Heshology was more of the same, only less of it. Round 2 provided the only drama, as yours truly missed a golden opportunity to gain some rungs on Mokadeth. Instead, Mok threw a dart at a dartboard and correctly guessed that Exodus was the snippet played. Although Mok only got it correct on his second guess, yours truly failed to correctly guess it at all. Ironic, given my nickname. But I digress. Here are the standings for the month of July:

1) Mokadeth – 16 rungs
2) The Metal Master – 8 rungs
3) KrokusIsBack, CALM 1, Fitzroy James Dio, and Atomic PoP – 4 rungs

And now, a word from our sponsor.

This King Hesh – The Hair Apparent (and Queen Hesh!) Weak in Review is brought to you by Totally Bad, the official ‘80s gay pride kickoff party!





King Hesh, uncompensated endorser.

Awwwwwwwriiiiiiight, dudes! The King has secured yet another totally bitchin’ sponsor, dudes! Join me and the Assembled Asses at Totally Bad, the official ‘80s gay pride kickoff party, dudes! This is a great place to meet dudes, dudes! It features DJ Superstar Lollipop spinning totally bitchin’ ‘80s tunes from Culture Club, Frankie Goes to Hollywood, and George Michael (solo and with Wham!), dudes! Don’t forget to participate in the Underground Drag Show, dudes! It just hurts so good, dudes! Remember, dudes, at Totally Bad, it doesn’t matter if you’re pitching or catching, dudes – you’re still in the game, dudes!

And now, back to Metal Master’s Weak in Review.

Yes, my dear readers, you love me now. But will you respect me in the morning? But I digress.

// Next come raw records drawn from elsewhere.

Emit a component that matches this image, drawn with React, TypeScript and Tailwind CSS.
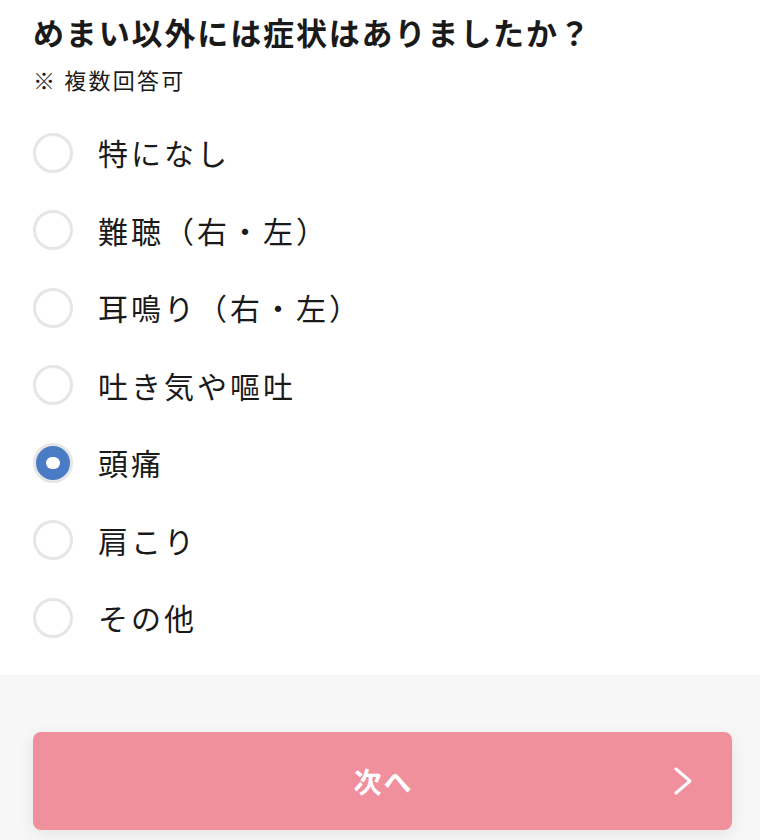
const options = [
  "特になし",
  "難聴（右・左）",
  "耳鳴り（右・左）",
  "吐き気や嘔吐",
  "頭痛",
  "肩こり",
  "その他",
];

const selected = "頭痛";

function Radio({ checked }: { checked: boolean }) {
  if (checked) {
    return (
      <span className="flex h-[40px] w-[40px] shrink-0 items-center justify-center rounded-full border-[3px] border-[#e6e6e6] bg-[#4a7bc5]">
        <span className="h-[12px] w-[14px] rounded-full bg-white" />
      </span>
    );
  }
  return <span className="h-[40px] w-[40px] shrink-0 rounded-full border-[3px] border-[#e6e6e6] bg-white" />;
}

export default function App() {
  return (
    <div className="min-h-[840px] w-[760px] bg-[#f7f7f7] font-['Noto_Sans_CJK_JP',sans-serif] text-[#1a1a1a]">
      <div className="bg-white pl-[33px] pr-[28px] pt-[12px] pb-[18px]">
        <h1 className="whitespace-nowrap text-[31px] font-bold leading-[40px] tracking-[0.06em]">めまい以外には症状はありましたか？</h1>
        <p className="mt-[12px] text-[22px] leading-[30px] tracking-[0.1em]">※ 複数回答可</p>

        <ul className="mt-[20px]">
          {options.map((opt) => (
            <li key={opt} className="flex h-[77.5px] items-center gap-[25px]">
              <Radio checked={opt === selected} />
              <span className="text-[30px] tracking-[0.1em]">{opt}</span>
            </li>
          ))}
        </ul>
      </div>

      <div className="pl-[33px] pr-[28px] pt-[57px]">
        <button className="relative flex h-[98px] w-full items-center justify-center rounded-[8px] bg-[#ef909c] shadow-[0_4px_16px_rgba(0,0,0,0.08)]">
          <span className="pl-[0.08em] text-[28px] font-bold tracking-[0.08em] text-white">次へ</span>
          <svg className="absolute right-[39px]" width="20" height="28" viewBox="0 0 20 28" fill="none">
            <polyline points="3,2 17,14 3,26" stroke="white" strokeWidth="3" strokeLinecap="round" strokeLinejoin="round" />
          </svg>
        </button>
      </div>
    </div>
  );
}
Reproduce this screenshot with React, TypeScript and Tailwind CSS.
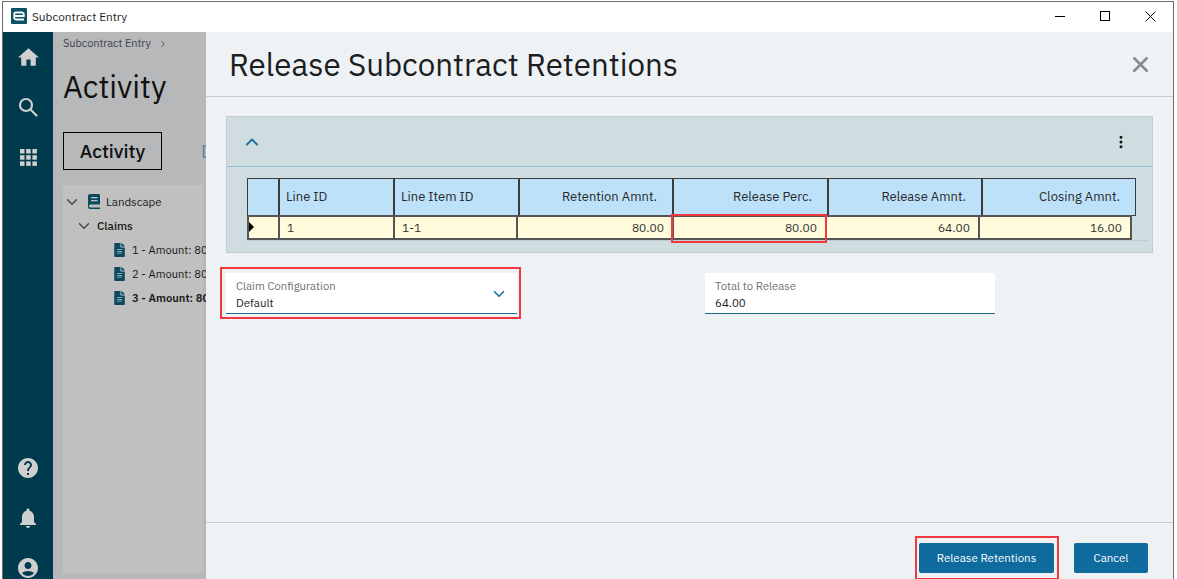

I rarely use the word “chagrin” more than once in a WIR, but I’ll have to make an exception this week. Much to the chagrin of the Assembled Masses, Queen Hesh told her patented Bad Joke of the Weak. All was not lost, as Hesh-A-Lites all over this vast planet we call earth, indulged in such meaningful duties as reloading their bongs, going for beer runs, and take the all-important shit, whilst the Queen recited her painfully unfunny joke. I never understood why going to the bog is called “taking a shit.” When I “take a shit”, I actually leave a shit. But I digress.

There were many worthy candidates for LVRocks most coveted award, the Poseur of the Weak. Here are the nominees:

1) Yours truly, for failing to recognize the Exodus snippet in round 2 of Heshology.

2) King Hesh, for fixating over Kevin Steele’s 9-incher and forgetting to test his Heshness.

3) Mike Vod, for his usual nonsense.

After much thought and many beers, the winner of the Poseur of the Weak award is none other than…



Fitzroy James Dio, the saucy Aussie!

Fitz earns his first POTW for false advertising. Despite the Captain Hook grade ‘stache on his picture, Fitz’ face is actually smoother than a baby’s bottom! Whilst he has assured the assembled masses that his whiskers are growing as we speak, it is a travesty that a man who has done so much to bring the ‘stache to public awareness, does not in fact sport the ‘stache! For shame! Hopefully, Fitz will right this wrong and grow a proper butt broom for all to envy. RESPECT!

That’s all the news that’s fit to print. Tune in next week to see if Fitz has made progress on growing his ‘stache! Tune in to see if the Queen flashes her huge hooters for all to see! Tune in to see if the King will test Johnny Dee’s Heshness!

This your Poet Laureate, The Metal Master, your humble scribe, simply the most electrifying man on LVRocks today, reporting live from the Right Coast. C-YA!

POST SCRIPT



As many of you are aware, Tim “Jammer” Roberts’ daughter Kelsey passed away after a hard-fought battle with cancer. Kelsey Jane Roberts was a beautiful young lady, who faced her illness with bravery and with grace. It has been wonderful to see the LVRocks family come together during this most difficult time in support of Tim and his wife Gerelyn. Kelsey flies with the angels now, and is no doubt smiling at her parents in appreciation of the unconditional love and support that she received from them during her short life. During the show, the King and Queen gave a heartfelt bong rip to the Roberts family. My condolences go out to the Roberts family, and may they find the strength and peace to survive this most difficult time.